The shutdown would force 81 percent of the roughly 13,550-member state work force, excluding its college system, to stay home a dozen days without pay before the start of the new fiscal year in July.

The closures come as the worst recession in decades has eliminated hundreds of millions of dollars in tax collections and pushed unemployment to 12.7 percent, the second-highest jobless rate in the nation behind Michigan.

Mr. Carcieri, a second-term Republican, predicted the state’s fiscal future could grow even bleaker.

“There are going to be inconveniences for the public, and there are going to be sacrifices, as I said, for state employees,” he said at a statehouse news conference Monday. “These steps right now are unavoidable if the state is to live within its budget, live within its means.”
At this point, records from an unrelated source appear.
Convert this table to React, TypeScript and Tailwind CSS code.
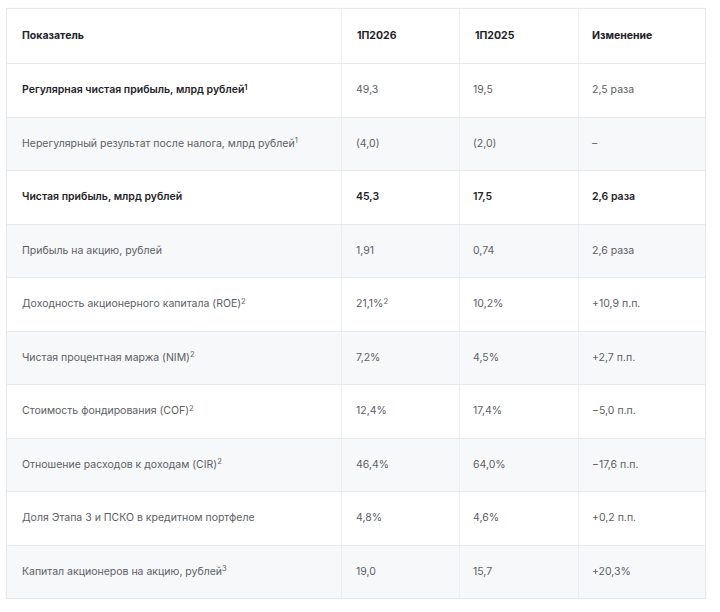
import React from "react";

type Row = {
  label: string;
  sup?: string;
  a: string;
  aSup?: string;
  b: string;
  c: string;
  bold?: boolean;
  boldValues?: boolean;
};

const rows: Row[] = [
  { label: "Регулярная чистая прибыль, млрд рублей", sup: "1", a: "49,3", b: "19,5", c: "2,5 раза", bold: true },
  { label: "Нерегулярный результат после налога, млрд рублей", sup: "1", a: "(4,0)", b: "(2,0)", c: "–" },
  { label: "Чистая прибыль, млрд рублей", a: "45,3", b: "17,5", c: "2,6 раза", bold: true, boldValues: true },
  { label: "Прибыль на акцию, рублей", a: "1,91", b: "0,74", c: "2,6 раза" },
  { label: "Доходность акционерного капитала (ROE)", sup: "2", a: "21,1%", aSup: "2", b: "10,2%", c: "+10,9 п.п." },
  { label: "Чистая процентная маржа (NIM)", sup: "2", a: "7,2%", b: "4,5%", c: "+2,7 п.п." },
  { label: "Стоимость фондирования (COF)", sup: "2", a: "12,4%", b: "17,4%", c: "−5,0 п.п." },
  { label: "Отношение расходов к доходам (CIR)", sup: "2", a: "46,4%", b: "64,0%", c: "−17,6 п.п." },
  { label: "Доля Этапа 3 и ПСКО в кредитном портфеле", a: "4,8%", b: "4,6%", c: "+0,2 п.п." },
  { label: "Капитал акционеров на акцию, рублей", sup: "3", a: "19,0", b: "15,7", c: "+20,3%" },
];

const dark = "font-semibold text-[#1f2329]";
const muted = "text-[#5c6066]";

export default function App() {
  return (
    <div className="w-[720px] h-[612px] bg-white pt-2 pl-[6px] font-['Inter',sans-serif]">
      <div className="w-[700px] border border-[#e6e8ec] shadow-[0_0_2px_rgba(0,0,0,0.04)]">
        {/* header */}
        <div className="grid grid-cols-[335px_118px_119px_1fr] h-[54px] items-center bg-white text-[10.5px] font-bold text-[#1f2329]">
          <div className="pl-[15px] h-full flex items-center border-r border-[#eceef1]">Показатель</div>
          <div className="pl-[15px] h-full flex items-center border-r border-[#eceef1]">1П2026</div>
          <div className="pl-[15px] h-full flex items-center border-r border-[#eceef1]">1П2025</div>
          <div className="pl-[13px] h-full flex items-center">Изменение</div>
        </div>
        {rows.map((r, i) => (
          <div
            key={i}
            className={`grid grid-cols-[335px_118px_119px_1fr] h-[53.5px] border-t border-[#e6e8ec] text-[10.5px] ${
              i % 2 === 1 ? "bg-[#f7f8fa]" : "bg-white"
            } ${r.boldValues ? dark : muted}`}
          >
            <div className={`pl-[15px] flex items-center border-r border-[#eceef1] ${r.bold ? dark : muted}`}>
              <span>
                {r.label}
                {r.sup && <sup className="text-[7.5px]">{r.sup}</sup>}
              </span>
            </div>
            <div className="pl-[14px] flex items-center border-r border-[#eceef1]">
              <span>
                {r.a}
                {r.aSup && <sup className="text-[7.5px]">{r.aSup}</sup>}
              </span>
            </div>
            <div className="pl-[13px] flex items-center border-r border-[#eceef1]">{r.b}</div>
            <div className="pl-[13px] flex items-center">{r.c}</div>
          </div>
        ))}
      </div>
    </div>
  );
}
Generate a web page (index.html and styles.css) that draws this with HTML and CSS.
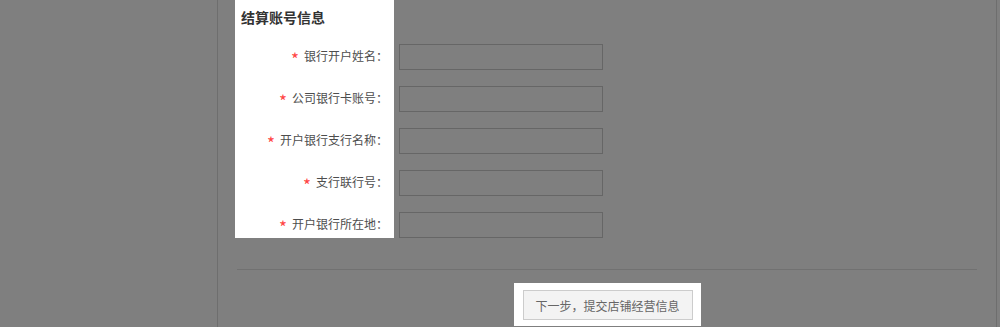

Critical workers such as state police, prison guards and child-abuse investigators still will report to work during the shutdown, the governor said. He ruled out raising taxes to balance the budget and said the state cannot lay off more workers since it deeply trimmed its work force last year.

At least 19 other state governments, including Maryland, have proposed furloughing workers or shutting down government offices to save money amid the worst financial crisis since the Great Depression, according to a survey by the National Conference of State Legislatures.

Mr. Carcieri said he is willing to negotiate a different deal with state employee unions so long as it saves the same amount of money, roughly $22 million. But time is short: The first shutdown day has been scheduled for Sept. 4. Additional shutdown days have been scheduled every month through June.

His plan is certain to spark a legal fight with state employee unions that contend it violates their contracts. In bargaining last year, state workers agreed to give up a pay raise and pay more for their health insurance as state leaders struggled to balance the budget. They also took a day without pay.

“We did what we think is all we can do as taxpayers and state workers,” said J. Michael Downey, president of Council 94, a state employee union that represents around 4,000 workers.

“We’re saying to them that enough of the budget problems have been taken on the backs of state employees.”

Besides shutting down state government, Mr. Carcieri asked lawmakers to grant him the power to unilaterally cut spending approved in the budget. State lawmakers rejected a similar request earlier this year.